CREAM: CNN-REgularized ADMM Framework for Compressive-Sensed Image Reconstruction

Abstract

Compressive sensing (CS) has drawn an enormous amount of attention in recent years due to its sub-Nyquist sampling rate and low-complexity requirement at the encoder. However, it turns out that the decoder in lieu of the encoder suffers from heavy computation in order to decently recover the signal from its CS measurements. With the aim of developing a fast yet accurate algorithm, in this paper, we propose to leverage a deep convolutional neural network (CNN) prior model to the constrained CS reconstruction formulation and solve it via the alternating direction method of multipliers (ADMM).

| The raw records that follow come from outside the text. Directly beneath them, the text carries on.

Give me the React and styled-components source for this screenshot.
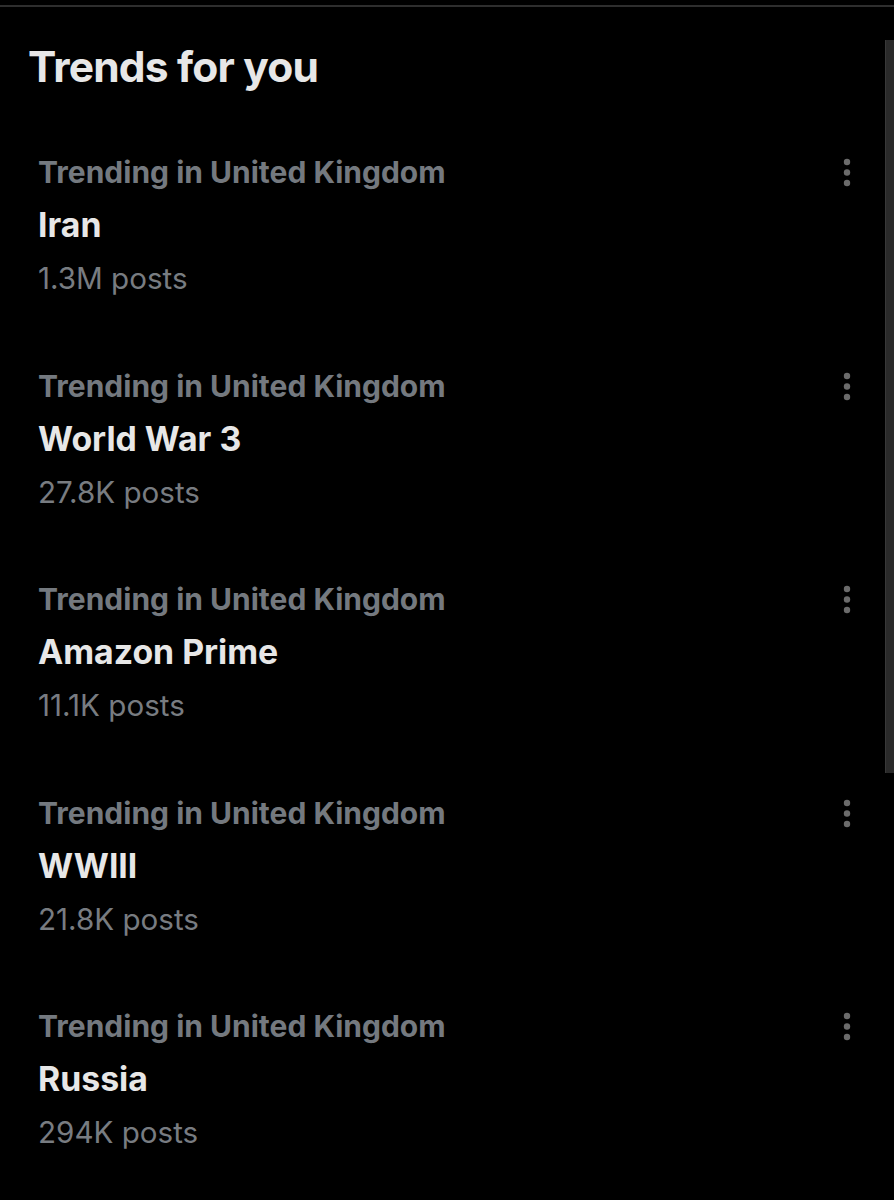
import React from 'react';
import styled, { createGlobalStyle } from 'styled-components';

const GlobalStyle = createGlobalStyle`
  html, body {
    margin: 0;
    padding: 0;
    background: #000;
  }
  body {
    font-family: Inter, "Noto Sans", sans-serif;
    -webkit-font-smoothing: antialiased;
  }
`;

const Page = styled.div`
  position: relative;
  width: 894px;
  min-height: 1200px;
  background: #000;
  padding-top: 5px;
  box-sizing: border-box;
  overflow: hidden;
`;

const TopRule = styled.div`
  height: 2px;
  background: #2e2e2e;
`;

const Header = styled.div`
  padding: 34px 28px 49px;
  h2 {
    margin: 0;
    font-size: 42.5px;
    line-height: 52px;
    font-weight: 700;
    color: #e7e7e7;
    letter-spacing: -0.8px;
  }
`;

const TrendList = styled.div`
  display: flex;
  flex-direction: column;
`;

const TrendRow = styled.div`
  display: flex;
  align-items: flex-start;
  justify-content: space-between;
  padding: 12px 37px 55.5px 38px;
`;

const TrendText = styled.div`
  display: flex;
  flex-direction: column;
`;

const Context = styled.span`
  font-size: 30px;
  line-height: 36px;
  font-weight: 700;
  color: #74797f;
`;

const Name = styled.span`
  margin-top: 10px;
  font-size: 33.8px;
  line-height: 50px;
  font-weight: 700;
  color: #e7e7e7;
`;

const Count = styled.span`
  margin-top: 6px;
  font-size: 29.6px;
  line-height: 44px;
  font-weight: 400;
  color: #787c81;
`;

const MoreButton = styled.div`
  width: 20px;
  height: 36px;
  margin-top: 1px;
  display: flex;
  align-items: center;
  justify-content: center;
  svg {
    display: block;
  }
`;

const ScrollThumb = styled.div`
  position: absolute;
  top: 40px;
  right: 0;
  width: 8px;
  height: 733px;
  background: #2a2a2a;
  border-left: 1px solid #383838;
`;

const trends = [
  { name: 'Iran', posts: '1.3M posts' },
  { name: 'World War 3', posts: '27.8K posts' },
  { name: 'Amazon Prime', posts: '11.1K posts' },
  { name: 'WWIII', posts: '21.8K posts' },
  { name: 'Russia', posts: '294K posts' },
];

function Dots() {
  return (
    <svg width="8" height="30" viewBox="0 0 8 30">
      <circle cx="4" cy="4" r="3.2" fill="#6b6b6b" />
      <circle cx="4" cy="14.5" r="3.2" fill="#6b6b6b" />
      <circle cx="4" cy="25" r="3.2" fill="#6b6b6b" />
    </svg>
  );
}

export default function App() {
  return (
    <Page>
      <GlobalStyle />
      <TopRule />
      <Header>
        <h2>Trends for you</h2>
      </Header>
      <TrendList>
        {trends.map((t) => (
          <TrendRow key={t.name}>
            <TrendText>
              <Context>Trending in United Kingdom</Context>
              <Name>{t.name}</Name>
              <Count>{t.posts}</Count>
            </TrendText>
            <MoreButton>
              <Dots />
            </MoreButton>
          </TrendRow>
        ))}
      </TrendList>
      <ScrollThumb />
    </Page>
  );
}
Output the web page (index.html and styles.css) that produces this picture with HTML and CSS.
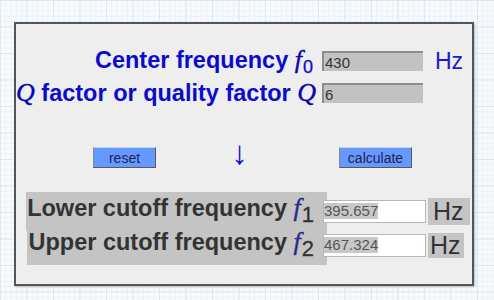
FILE: index.html
```html
<!DOCTYPE html>
<html lang="en">
<head>
    <meta charset="UTF-8">
    <title>Bandwidth calculator</title>
    <link rel="stylesheet" href="styles.css">
</head>
<body>
    <div class="panel">
        <div class="inputs">
            <div class="row">
                <label class="lbl" for="fc">Center frequency <span class="var">f</span><sub class="sub">0</sub></label>
                <input class="field" id="fc" type="text" value="430">
                <span class="unit">Hz</span>
            </div>
            <div class="row">
                <label class="lbl" for="q"><span class="var">Q</span> factor or quality factor <span class="var">Q</span></label>
                <input class="field" id="q" type="text" value="6">
            </div>
        </div>

        <div class="actions">
            <button class="btn">reset</button>
            <span class="arrow">&#8595;</span>
            <button class="btn btn-calc">calculate</button>
        </div>

        <div class="results">
            <div class="res-row">
                <div class="res-cell">
                    <span class="res-lbl">Lower cutoff frequency <span class="var var-res">f</span><sub class="sub sub-res">1</sub></span>
                </div>
                <div class="out"><span class="val">395.657</span></div>
                <span class="res-unit">Hz</span>
            </div>
            <div class="res-row">
                <div class="res-cell">
                    <span class="res-lbl">Upper cutoff frequency <span class="var var-res">f</span><sub class="sub sub-res">2</sub></span>
                </div>
                <div class="out"><span class="val">467.324</span></div>
                <span class="res-unit res-unit-sm">Hz</span>
            </div>
        </div>
    </div>
</body>
</html>
```

FILE: styles.css
```css
/* fundo quadriculado */
body {
    margin: 0;
    padding: 22px 0 0 14px;
    height: 300px;
    box-sizing: border-box;
    font-family: "Liberation Sans", Arial, sans-serif;
    background-color: #f8fbfd;
    background-image:
        linear-gradient(to right, #dde9f2 1px, transparent 1px),
        linear-gradient(to bottom, #dde9f2 1px, transparent 1px),
        linear-gradient(to right, #eaf1f7 1px, transparent 1px),
        linear-gradient(to bottom, #eaf1f7 1px, transparent 1px);
    background-size: 26.5px 26.5px, 26.5px 26.5px, 5.3px 5.3px, 5.3px 5.3px;
}

.panel {
    width: 456px;
    height: 260px;
    border: 2px solid #555;
    background-color: #eeeeee;
    box-shadow: 1px 1px 2px rgba(0, 0, 0, 0.25);
}

.inputs {
    padding-top: 21px;
}

.row {
    display: flex;
    align-items: center;
    height: 32px;
}

.lbl {
    width: 297px;
    text-align: right;
    white-space: nowrap;
    font-size: 23.5px;
    font-weight: bold;
    color: #0b0bcc;
}

.var {
    font-family: "Liberation Serif", "Times New Roman", serif;
    font-style: italic;
    font-weight: normal;
    font-size: 26px;
    color: #0505b0;
    -webkit-text-stroke: 0.4px currentColor;
}

.sub {
    font-size: 18px;
    font-weight: normal;
    vertical-align: -5px;
    margin-left: 1px;
    -webkit-text-stroke: 0.3px currentColor;
}

.field {
    margin-left: 9px;
    width: 101px;
    height: 20px;
    box-sizing: border-box;
    padding: 0 0 0 1px;
    border: none;
    border-top: 2px solid #8c8c8c;
    border-left: 2px solid #8c8c8c;
    background-color: #c2c2c2;
    font-family: "Liberation Sans", Arial, sans-serif;
    font-size: 15px;
    color: #333;
}

.unit {
    margin-left: 12px;
    font-size: 23px;
    color: #1a1acc;
}

.actions {
    display: flex;
    align-items: center;
    margin-top: 38px;
    padding-left: 77px;
    height: 21px;
}

.btn {
    width: 63px;
    height: 21px;
    padding: 0;
    border: 1px solid;
    border-color: #c9d4e6 #5a5a5a #5a5a5a #8a8a8a;
    background-color: #6699ff;
    font-family: "Liberation Sans", Arial, sans-serif;
    font-size: 14px;
    color: #1c2450;
}

.btn-calc {
    width: 73px;
}

.arrow {
    display: flex;
    justify-content: center;
    width: 13px;
    margin: -10px 93px 0 77px;
    font-family: "Liberation Sans", sans-serif;
    font-size: 33px;
    line-height: 33px;
    color: #1010cc;
}

.results {
    margin-top: 26px;
}

.res-row {
    display: flex;
    align-items: center;
    height: 34px;
}

.res-cell {
    width: 311px;
    text-align: right;
}

.res-lbl {
    display: inline-block;
    padding: 0 13px 0 1px;
    background-color: #c4c4c4;
    white-space: nowrap;
    font-size: 23.5px;
    font-weight: bold;
    line-height: 32px;
    color: #333;
}

.var-res {
    color: #2a2a8c;
}

.sub-res {
    font-size: 22px;
    vertical-align: -6px;
    color: #333;
}

.out {
    display: flex;
    align-items: center;
    width: 103px;
    height: 23px;
    box-sizing: border-box;
    margin-left: -4px;
    border: 1px solid #b8b8b8;
    background-color: #fff;
}

.val {
    background-color: #c8c8c8;
    font-size: 15px;
    line-height: 16px;
    color: #555;
}

.res-unit {
    margin-left: 2px;
    padding: 0 6px 0 5px;
    background-color: #c4c4c4;
    font-size: 25px;
    line-height: 27px;
    color: #333;
}

.res-unit-sm {
    padding: 0 3px 0 2px;
    line-height: 25px;
}
```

The proposed CNN-REgularized ADMM framework, dubbed CREAM, is able to recover image signals from CS measurements effectively and efficiently. On the one hand, the developed constrained CS formulation by CREAM enables fewer regularization parameters and less computational complexity compared with traditional unconstrained CS formulation by ADMM. On the other hand, rather than training a neural network from scratch, an off-theshelf CNN model is directly incorporated into CREAM even without the effort of fine tuning, in which CNN has exhibited its desirable reconstruction performance and low computational complexity. Hereby, powerful GPU can be utilized to speed up the reconstruction. Experiments demonstrate that our proposed method for CS reconstruction of natural images surpasses state-of-the-art CS models by a significant margin in speed and performance.